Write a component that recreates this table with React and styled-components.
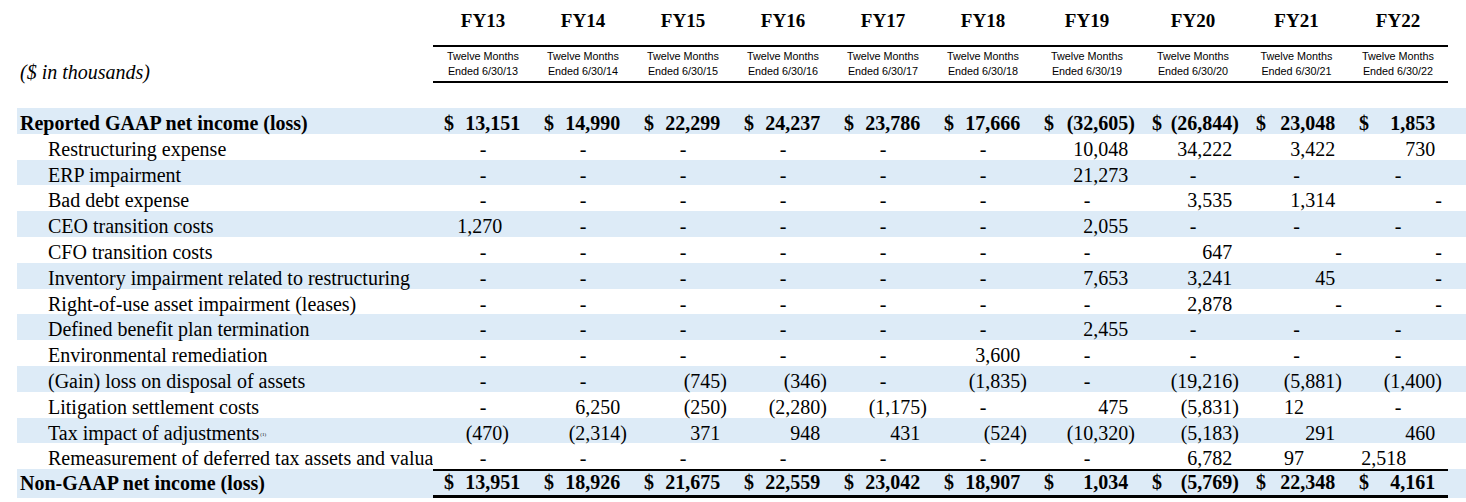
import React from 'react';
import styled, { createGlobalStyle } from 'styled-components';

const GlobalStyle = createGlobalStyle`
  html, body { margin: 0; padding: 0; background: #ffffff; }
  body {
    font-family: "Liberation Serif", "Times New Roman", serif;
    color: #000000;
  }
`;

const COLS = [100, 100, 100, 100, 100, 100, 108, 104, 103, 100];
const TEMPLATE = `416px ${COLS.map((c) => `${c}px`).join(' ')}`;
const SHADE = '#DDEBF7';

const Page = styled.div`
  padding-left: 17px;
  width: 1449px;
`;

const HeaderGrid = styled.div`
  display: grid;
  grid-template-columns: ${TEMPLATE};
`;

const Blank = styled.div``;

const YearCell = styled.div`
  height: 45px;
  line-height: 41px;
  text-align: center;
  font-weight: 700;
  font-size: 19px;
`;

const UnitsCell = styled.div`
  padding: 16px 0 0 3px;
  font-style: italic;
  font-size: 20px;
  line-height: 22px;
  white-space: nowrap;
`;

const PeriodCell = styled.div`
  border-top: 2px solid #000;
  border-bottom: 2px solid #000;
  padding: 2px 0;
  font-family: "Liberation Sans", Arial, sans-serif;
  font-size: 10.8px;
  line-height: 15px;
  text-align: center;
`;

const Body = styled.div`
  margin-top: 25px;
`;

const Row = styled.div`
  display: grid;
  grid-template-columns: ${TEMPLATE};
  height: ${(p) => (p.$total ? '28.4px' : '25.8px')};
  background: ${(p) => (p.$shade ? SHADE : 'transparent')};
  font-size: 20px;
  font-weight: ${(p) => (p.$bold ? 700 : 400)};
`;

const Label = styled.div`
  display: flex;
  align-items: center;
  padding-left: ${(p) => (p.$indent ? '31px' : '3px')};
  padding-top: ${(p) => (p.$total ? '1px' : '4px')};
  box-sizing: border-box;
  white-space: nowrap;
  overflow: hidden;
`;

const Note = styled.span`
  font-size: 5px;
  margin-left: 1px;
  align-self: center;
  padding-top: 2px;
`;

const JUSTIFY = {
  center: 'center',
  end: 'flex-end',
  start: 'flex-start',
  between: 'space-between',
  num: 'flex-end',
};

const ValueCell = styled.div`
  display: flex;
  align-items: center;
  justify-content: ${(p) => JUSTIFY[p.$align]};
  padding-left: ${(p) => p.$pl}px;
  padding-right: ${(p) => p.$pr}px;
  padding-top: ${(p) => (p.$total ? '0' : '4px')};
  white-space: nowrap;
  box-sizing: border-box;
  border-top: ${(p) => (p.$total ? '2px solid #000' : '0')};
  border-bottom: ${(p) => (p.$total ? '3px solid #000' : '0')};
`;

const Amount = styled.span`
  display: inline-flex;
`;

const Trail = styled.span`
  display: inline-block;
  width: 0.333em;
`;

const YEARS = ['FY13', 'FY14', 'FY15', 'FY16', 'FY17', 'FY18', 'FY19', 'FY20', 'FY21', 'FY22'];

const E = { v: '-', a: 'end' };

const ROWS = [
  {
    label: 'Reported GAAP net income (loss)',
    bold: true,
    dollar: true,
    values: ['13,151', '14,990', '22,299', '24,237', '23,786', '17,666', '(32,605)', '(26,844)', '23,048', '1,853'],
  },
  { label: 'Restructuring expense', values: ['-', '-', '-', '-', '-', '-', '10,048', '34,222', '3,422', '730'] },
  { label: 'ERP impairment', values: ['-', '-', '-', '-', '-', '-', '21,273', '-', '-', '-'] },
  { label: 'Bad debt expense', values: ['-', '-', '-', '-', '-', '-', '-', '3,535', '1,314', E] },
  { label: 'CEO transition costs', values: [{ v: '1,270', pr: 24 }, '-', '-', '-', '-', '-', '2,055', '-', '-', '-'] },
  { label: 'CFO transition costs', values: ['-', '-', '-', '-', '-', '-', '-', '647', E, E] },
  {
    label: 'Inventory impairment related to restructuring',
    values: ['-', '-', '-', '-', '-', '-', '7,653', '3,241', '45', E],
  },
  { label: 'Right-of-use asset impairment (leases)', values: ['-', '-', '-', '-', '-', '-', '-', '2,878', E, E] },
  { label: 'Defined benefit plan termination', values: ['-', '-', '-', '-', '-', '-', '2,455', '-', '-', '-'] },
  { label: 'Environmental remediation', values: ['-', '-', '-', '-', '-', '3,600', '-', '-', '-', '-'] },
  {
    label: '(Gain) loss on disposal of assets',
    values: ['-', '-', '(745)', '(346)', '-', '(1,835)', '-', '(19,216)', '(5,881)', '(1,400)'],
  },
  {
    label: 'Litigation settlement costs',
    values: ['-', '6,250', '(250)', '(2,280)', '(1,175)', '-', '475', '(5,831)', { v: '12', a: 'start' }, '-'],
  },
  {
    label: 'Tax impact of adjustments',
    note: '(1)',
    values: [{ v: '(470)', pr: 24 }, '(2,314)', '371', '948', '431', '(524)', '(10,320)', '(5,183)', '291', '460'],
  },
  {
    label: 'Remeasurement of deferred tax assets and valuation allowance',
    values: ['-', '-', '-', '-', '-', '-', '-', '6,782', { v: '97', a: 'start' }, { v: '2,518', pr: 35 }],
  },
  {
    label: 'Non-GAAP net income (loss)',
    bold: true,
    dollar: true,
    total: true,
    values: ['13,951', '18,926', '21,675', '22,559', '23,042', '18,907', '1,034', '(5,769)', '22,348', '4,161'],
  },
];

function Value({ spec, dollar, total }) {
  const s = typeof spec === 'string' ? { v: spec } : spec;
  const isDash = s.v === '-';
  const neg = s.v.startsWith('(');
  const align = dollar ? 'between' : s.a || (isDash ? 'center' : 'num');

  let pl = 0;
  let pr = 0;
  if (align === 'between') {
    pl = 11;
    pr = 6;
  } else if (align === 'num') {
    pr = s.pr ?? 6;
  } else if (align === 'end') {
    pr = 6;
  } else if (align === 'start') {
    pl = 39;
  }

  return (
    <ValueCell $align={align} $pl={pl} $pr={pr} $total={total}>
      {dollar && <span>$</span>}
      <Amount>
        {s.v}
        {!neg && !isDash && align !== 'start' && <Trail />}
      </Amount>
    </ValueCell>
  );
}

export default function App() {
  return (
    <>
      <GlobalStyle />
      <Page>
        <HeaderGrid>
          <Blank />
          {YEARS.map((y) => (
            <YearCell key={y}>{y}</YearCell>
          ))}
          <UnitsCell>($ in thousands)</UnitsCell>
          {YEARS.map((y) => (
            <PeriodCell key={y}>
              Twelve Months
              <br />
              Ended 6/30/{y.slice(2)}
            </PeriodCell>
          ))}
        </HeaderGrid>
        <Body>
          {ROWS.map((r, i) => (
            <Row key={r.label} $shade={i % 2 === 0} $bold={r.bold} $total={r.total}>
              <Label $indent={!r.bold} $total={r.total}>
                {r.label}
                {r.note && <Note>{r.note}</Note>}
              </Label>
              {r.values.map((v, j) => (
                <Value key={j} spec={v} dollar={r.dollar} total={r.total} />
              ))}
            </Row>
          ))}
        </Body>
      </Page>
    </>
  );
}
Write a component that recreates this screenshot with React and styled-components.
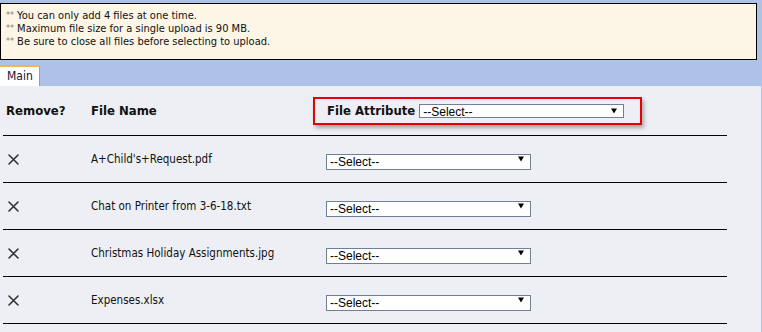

→ Job: Scan the material above. Return every line containing the string "recreates".

→ Completed task:
Write a component that recreates this table with React and styled-components.
Write a component that recreates this screenshot with React and styled-components.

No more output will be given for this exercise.